- **Set problem**
Show each line from the listing that includes the word "index".
———
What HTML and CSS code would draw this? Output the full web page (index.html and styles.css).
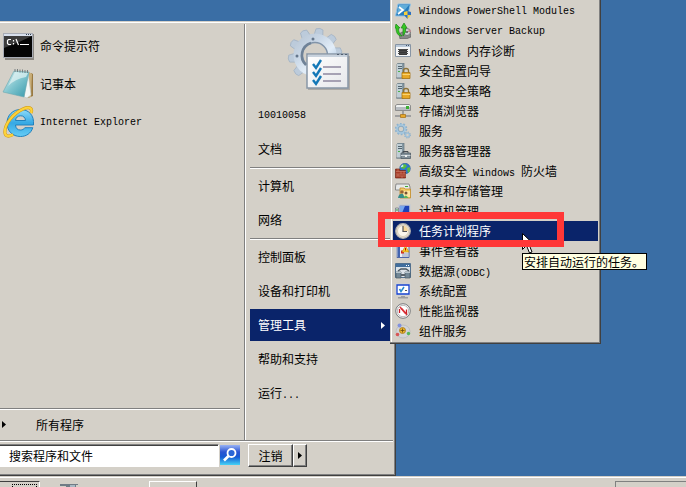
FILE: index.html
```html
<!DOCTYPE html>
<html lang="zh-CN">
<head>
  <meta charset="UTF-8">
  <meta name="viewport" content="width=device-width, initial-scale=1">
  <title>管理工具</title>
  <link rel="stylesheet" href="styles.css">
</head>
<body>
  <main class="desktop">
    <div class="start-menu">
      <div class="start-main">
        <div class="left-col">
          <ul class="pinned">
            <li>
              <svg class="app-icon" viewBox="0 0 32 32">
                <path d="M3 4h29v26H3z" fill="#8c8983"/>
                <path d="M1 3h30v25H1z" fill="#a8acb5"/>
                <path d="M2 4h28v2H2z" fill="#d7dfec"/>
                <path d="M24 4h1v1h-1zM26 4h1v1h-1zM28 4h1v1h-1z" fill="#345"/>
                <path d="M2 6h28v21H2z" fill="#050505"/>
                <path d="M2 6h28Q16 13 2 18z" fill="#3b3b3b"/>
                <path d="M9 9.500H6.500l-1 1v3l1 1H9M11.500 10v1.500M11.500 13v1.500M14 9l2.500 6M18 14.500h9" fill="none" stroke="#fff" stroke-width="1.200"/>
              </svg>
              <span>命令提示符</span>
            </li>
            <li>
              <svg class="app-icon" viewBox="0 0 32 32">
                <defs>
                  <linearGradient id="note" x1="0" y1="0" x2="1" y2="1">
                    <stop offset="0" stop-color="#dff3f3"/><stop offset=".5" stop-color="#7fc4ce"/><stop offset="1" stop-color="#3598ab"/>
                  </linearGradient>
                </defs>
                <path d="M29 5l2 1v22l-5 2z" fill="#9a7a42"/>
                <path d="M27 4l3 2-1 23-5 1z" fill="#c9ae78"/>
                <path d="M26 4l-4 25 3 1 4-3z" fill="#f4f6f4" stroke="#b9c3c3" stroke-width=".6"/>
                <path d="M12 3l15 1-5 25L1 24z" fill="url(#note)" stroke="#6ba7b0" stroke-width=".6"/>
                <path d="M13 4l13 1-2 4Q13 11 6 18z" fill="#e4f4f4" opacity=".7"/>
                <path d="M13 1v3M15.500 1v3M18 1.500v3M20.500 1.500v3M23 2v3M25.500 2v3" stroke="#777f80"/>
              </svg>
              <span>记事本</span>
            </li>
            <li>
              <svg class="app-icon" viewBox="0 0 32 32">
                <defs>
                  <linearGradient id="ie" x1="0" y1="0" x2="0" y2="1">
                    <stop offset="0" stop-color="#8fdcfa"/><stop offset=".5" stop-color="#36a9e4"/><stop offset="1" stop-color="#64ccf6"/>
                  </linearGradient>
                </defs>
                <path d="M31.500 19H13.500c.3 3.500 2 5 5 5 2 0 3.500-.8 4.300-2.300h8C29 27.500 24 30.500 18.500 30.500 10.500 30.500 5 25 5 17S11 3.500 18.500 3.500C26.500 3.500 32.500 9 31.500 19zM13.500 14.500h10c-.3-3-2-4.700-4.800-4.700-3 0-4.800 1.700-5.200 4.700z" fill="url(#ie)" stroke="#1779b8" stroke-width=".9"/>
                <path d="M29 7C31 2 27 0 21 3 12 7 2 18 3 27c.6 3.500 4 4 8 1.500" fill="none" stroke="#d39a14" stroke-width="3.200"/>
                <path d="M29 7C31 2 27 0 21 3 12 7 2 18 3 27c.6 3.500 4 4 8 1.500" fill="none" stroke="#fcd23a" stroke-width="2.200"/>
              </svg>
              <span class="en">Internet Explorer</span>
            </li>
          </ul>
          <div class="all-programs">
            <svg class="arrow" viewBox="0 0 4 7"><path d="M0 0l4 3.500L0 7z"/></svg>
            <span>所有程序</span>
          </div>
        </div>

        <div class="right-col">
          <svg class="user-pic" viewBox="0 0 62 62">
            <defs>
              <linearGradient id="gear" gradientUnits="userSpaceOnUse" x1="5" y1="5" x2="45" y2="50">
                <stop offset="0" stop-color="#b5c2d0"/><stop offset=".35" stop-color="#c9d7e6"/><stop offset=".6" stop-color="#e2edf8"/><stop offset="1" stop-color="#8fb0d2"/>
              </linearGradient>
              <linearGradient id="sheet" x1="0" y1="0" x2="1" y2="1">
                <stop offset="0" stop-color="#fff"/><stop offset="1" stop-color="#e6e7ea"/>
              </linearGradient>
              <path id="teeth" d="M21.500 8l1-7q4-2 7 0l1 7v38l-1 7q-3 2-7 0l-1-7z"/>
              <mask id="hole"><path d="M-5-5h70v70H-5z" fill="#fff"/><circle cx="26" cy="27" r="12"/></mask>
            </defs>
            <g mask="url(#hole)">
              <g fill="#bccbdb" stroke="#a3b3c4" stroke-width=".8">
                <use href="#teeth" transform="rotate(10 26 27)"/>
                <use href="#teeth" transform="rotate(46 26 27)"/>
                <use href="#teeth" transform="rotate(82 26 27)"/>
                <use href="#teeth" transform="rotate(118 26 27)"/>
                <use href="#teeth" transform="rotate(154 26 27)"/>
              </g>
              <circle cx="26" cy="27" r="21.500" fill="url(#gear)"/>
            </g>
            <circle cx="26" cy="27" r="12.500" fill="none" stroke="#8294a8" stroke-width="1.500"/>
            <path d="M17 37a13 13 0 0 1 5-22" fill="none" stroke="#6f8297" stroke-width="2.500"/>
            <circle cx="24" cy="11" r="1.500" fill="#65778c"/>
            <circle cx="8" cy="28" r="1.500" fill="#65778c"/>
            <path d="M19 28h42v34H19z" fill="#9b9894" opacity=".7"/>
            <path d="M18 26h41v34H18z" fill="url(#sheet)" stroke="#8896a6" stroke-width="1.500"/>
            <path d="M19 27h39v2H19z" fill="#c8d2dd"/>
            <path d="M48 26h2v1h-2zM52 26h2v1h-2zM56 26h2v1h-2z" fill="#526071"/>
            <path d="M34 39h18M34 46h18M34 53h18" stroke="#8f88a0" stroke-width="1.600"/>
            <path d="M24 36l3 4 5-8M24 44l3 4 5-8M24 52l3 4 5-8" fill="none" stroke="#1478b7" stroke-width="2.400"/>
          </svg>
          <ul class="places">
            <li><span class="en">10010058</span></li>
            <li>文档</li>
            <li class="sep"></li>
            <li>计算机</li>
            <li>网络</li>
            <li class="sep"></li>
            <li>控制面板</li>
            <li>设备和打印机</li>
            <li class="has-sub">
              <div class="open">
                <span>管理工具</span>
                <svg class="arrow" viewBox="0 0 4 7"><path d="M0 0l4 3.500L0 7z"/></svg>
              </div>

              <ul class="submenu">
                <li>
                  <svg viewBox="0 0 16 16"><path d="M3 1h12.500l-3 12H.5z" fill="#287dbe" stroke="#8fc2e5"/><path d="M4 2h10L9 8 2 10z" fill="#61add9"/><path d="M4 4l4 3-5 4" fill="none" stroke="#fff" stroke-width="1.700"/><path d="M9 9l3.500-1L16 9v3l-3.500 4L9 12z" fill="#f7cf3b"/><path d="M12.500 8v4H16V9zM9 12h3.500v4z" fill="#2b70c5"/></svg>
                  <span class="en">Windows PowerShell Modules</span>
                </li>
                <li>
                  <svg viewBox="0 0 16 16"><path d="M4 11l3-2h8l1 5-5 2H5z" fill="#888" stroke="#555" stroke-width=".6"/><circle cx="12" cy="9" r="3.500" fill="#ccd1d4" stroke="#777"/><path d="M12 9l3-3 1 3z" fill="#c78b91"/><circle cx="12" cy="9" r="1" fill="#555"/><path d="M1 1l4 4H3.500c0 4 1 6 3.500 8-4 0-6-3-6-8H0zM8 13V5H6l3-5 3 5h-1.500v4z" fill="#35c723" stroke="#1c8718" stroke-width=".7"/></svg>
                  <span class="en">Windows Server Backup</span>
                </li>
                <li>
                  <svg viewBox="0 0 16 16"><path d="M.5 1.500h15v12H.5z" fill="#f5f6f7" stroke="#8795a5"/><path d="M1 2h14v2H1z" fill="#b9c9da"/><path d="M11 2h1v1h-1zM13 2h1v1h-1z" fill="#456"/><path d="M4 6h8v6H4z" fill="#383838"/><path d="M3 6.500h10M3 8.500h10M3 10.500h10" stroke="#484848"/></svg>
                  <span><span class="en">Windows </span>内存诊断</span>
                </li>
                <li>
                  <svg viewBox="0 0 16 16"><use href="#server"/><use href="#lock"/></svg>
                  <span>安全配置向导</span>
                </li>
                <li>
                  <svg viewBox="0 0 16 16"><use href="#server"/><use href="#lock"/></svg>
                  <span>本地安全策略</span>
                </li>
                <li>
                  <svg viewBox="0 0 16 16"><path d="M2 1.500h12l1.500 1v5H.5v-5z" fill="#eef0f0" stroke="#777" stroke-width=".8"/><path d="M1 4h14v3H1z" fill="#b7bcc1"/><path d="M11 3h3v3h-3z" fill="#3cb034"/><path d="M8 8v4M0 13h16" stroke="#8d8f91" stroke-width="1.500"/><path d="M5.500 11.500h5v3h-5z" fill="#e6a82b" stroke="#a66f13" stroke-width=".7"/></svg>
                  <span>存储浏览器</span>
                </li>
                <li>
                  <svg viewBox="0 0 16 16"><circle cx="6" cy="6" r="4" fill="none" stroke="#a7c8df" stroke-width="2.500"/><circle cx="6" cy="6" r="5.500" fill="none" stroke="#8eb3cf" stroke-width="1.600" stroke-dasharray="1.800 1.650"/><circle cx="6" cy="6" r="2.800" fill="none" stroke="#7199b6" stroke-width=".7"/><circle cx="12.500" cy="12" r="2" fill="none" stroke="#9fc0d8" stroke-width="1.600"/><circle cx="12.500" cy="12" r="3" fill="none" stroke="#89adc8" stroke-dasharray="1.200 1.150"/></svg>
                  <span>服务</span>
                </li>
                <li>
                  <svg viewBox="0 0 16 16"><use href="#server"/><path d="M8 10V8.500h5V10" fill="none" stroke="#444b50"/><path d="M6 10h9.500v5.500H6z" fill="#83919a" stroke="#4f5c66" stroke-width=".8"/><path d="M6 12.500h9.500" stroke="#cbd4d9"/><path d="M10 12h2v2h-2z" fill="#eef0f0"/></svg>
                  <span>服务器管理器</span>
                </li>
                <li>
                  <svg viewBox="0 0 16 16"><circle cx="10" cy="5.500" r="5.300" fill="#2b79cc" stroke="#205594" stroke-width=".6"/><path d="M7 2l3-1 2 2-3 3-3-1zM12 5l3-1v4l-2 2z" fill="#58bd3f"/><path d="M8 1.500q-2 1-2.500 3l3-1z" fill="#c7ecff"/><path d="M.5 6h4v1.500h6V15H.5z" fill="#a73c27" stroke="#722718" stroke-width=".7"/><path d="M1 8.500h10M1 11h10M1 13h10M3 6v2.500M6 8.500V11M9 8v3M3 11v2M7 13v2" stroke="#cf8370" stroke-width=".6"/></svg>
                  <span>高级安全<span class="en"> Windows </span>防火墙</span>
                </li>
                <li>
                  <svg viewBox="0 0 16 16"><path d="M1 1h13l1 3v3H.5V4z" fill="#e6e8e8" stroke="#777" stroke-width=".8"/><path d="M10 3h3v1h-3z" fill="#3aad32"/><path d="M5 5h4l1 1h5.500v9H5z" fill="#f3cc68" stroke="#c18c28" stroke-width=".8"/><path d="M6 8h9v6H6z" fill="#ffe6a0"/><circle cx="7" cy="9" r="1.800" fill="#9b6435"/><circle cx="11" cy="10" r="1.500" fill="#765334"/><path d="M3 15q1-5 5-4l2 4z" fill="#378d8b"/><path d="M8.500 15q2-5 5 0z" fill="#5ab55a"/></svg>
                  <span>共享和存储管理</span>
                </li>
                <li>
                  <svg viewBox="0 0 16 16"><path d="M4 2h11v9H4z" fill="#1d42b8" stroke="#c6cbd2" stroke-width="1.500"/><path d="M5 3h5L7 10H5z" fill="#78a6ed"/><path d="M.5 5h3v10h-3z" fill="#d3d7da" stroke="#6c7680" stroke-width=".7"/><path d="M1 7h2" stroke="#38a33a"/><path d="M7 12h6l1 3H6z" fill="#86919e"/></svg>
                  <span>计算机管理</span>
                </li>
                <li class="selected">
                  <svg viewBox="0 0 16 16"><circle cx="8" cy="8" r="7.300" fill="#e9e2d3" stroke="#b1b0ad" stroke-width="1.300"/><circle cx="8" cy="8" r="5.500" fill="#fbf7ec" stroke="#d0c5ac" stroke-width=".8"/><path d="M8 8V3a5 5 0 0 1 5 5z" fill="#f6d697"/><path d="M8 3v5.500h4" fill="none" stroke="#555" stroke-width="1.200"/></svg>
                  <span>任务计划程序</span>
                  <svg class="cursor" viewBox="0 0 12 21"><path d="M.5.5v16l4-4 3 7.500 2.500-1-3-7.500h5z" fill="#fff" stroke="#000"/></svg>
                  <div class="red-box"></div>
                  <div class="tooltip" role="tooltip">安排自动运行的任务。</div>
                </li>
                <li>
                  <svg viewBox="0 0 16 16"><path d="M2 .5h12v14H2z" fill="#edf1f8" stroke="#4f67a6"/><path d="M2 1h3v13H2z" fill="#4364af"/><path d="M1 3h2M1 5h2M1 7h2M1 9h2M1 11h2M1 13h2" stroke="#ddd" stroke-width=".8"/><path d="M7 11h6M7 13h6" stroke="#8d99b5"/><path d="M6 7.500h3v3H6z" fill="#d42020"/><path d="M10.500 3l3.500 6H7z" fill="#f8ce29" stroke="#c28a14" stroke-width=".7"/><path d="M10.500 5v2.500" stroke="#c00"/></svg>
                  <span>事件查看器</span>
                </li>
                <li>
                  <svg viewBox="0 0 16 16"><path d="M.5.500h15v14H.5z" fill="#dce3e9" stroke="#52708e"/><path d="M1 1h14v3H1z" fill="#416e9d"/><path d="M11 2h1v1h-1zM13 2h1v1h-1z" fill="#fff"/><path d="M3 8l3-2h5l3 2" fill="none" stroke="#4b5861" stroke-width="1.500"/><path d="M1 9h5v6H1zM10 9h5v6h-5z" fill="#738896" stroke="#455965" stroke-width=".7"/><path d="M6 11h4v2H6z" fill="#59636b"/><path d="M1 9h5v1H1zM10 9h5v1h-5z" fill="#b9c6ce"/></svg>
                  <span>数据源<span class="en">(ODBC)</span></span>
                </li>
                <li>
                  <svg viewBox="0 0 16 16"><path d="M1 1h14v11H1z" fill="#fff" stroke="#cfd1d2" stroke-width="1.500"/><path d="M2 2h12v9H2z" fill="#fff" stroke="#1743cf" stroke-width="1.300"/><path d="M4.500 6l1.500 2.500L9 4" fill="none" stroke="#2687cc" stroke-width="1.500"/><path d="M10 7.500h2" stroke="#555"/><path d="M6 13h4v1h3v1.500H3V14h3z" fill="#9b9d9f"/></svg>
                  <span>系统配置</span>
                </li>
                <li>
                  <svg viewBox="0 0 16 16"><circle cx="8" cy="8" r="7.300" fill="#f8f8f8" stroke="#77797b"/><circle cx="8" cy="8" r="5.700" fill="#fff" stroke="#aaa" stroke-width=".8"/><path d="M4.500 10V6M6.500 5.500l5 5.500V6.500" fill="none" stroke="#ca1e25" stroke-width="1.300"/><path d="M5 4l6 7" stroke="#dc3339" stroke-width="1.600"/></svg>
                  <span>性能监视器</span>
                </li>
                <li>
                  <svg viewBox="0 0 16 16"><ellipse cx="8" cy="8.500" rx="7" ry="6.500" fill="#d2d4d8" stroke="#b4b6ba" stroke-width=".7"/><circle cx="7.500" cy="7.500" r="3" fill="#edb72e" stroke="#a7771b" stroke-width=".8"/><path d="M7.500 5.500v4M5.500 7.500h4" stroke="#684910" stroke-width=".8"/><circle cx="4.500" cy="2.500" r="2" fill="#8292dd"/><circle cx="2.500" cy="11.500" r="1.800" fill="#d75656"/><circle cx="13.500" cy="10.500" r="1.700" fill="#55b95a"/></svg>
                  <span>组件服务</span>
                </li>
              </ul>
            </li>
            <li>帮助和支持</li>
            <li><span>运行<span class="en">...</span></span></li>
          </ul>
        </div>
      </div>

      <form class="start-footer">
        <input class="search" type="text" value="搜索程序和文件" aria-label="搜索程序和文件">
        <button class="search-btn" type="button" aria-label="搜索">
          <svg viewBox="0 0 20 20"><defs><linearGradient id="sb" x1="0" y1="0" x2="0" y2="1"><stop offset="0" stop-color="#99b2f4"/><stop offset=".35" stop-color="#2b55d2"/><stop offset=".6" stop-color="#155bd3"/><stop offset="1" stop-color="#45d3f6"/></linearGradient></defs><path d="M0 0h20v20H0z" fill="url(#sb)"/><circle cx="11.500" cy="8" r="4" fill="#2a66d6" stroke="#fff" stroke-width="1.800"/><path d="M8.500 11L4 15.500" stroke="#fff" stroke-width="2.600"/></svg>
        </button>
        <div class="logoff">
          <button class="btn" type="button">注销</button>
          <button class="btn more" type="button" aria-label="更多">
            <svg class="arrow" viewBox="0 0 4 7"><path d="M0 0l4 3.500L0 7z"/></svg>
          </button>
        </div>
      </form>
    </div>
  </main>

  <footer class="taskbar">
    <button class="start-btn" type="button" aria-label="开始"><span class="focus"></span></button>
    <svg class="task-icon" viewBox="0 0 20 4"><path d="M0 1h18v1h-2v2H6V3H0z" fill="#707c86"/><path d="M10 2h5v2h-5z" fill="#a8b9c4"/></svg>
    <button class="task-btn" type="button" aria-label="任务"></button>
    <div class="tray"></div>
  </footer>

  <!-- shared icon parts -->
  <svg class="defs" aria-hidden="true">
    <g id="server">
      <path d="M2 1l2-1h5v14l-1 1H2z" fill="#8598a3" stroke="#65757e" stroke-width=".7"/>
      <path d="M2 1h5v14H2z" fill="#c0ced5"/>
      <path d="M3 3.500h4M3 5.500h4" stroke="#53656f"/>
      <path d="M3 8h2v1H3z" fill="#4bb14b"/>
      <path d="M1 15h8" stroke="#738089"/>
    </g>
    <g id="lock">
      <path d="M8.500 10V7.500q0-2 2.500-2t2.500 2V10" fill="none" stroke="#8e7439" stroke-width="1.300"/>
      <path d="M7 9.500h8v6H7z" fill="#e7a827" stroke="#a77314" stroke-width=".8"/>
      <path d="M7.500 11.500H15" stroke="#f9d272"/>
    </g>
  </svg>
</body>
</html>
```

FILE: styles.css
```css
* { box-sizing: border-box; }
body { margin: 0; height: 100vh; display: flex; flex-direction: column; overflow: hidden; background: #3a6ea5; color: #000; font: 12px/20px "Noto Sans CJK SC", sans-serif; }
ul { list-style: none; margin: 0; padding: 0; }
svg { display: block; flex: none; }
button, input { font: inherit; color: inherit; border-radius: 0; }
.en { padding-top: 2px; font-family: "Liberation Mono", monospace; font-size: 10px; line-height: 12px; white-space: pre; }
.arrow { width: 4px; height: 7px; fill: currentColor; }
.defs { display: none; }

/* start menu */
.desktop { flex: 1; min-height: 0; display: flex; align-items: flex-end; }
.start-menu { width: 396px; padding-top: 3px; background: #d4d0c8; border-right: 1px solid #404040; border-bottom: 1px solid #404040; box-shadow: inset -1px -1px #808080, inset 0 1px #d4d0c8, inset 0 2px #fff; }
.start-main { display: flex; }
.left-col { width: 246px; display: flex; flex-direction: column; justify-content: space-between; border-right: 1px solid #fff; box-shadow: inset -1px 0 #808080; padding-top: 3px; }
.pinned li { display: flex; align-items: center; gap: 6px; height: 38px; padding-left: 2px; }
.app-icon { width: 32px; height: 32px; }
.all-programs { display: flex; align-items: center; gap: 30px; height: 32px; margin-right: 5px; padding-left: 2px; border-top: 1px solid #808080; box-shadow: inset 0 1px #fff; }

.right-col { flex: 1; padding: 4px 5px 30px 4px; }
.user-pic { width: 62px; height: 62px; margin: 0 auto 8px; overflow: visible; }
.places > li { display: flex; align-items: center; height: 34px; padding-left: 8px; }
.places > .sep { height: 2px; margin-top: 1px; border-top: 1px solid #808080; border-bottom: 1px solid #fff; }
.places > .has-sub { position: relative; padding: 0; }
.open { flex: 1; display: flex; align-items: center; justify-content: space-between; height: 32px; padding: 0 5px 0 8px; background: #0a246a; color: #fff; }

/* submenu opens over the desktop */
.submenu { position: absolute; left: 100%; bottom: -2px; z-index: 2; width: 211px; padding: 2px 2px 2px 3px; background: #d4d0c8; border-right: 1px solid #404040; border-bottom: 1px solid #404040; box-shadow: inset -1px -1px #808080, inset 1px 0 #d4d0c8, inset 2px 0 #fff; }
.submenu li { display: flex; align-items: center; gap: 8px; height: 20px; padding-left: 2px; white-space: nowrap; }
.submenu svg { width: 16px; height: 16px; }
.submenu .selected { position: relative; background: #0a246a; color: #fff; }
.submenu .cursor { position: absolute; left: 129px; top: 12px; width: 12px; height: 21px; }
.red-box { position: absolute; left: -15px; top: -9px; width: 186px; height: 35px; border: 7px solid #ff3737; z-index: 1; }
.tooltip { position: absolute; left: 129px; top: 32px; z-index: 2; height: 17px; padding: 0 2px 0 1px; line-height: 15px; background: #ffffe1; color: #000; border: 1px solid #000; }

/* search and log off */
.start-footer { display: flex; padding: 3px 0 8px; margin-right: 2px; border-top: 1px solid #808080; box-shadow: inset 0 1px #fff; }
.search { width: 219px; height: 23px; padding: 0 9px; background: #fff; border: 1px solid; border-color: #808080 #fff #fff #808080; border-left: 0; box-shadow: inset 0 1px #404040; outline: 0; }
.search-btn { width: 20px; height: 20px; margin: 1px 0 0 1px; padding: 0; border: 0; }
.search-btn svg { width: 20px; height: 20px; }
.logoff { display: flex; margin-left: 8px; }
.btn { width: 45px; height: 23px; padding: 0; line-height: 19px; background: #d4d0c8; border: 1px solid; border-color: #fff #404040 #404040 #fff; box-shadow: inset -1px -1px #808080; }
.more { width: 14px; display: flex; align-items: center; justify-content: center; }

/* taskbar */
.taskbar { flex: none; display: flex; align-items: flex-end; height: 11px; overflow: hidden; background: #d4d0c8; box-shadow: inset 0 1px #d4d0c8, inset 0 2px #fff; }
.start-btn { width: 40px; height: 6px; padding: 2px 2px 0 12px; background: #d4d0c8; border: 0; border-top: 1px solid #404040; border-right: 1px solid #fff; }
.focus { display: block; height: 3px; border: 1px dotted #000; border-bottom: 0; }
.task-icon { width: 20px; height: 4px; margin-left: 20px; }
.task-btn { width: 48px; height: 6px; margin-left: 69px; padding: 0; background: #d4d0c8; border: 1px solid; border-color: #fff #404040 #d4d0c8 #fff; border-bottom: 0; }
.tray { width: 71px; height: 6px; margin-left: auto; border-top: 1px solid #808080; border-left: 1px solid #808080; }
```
———
- **Task solution**
What HTML and CSS code would draw this? Output the full web page (index.html and styles.css).
FILE: index.html
.submenu { position: absolute; left: 100%; bottom: -2px; z-index: 2; width: 211px; padding: 2px 2px 2px 3px; background: #d4d0c8; border-right: 1px solid #404040; border-bottom: 1px solid #404040; box-shadow: inset -1px -1px #808080, inset 1px 0 #d4d0c8, inset 2px 0 #fff; }
.red-box { position: absolute; left: -15px; top: -9px; width: 186px; height: 35px; border: 7px solid #ff3737; z-index: 1; }
.tooltip { position: absolute; left: 129px; top: 32px; z-index: 2; height: 17px; padding: 0 2px 0 1px; line-height: 15px; background: #ffffe1; color: #000; border: 1px solid #000; }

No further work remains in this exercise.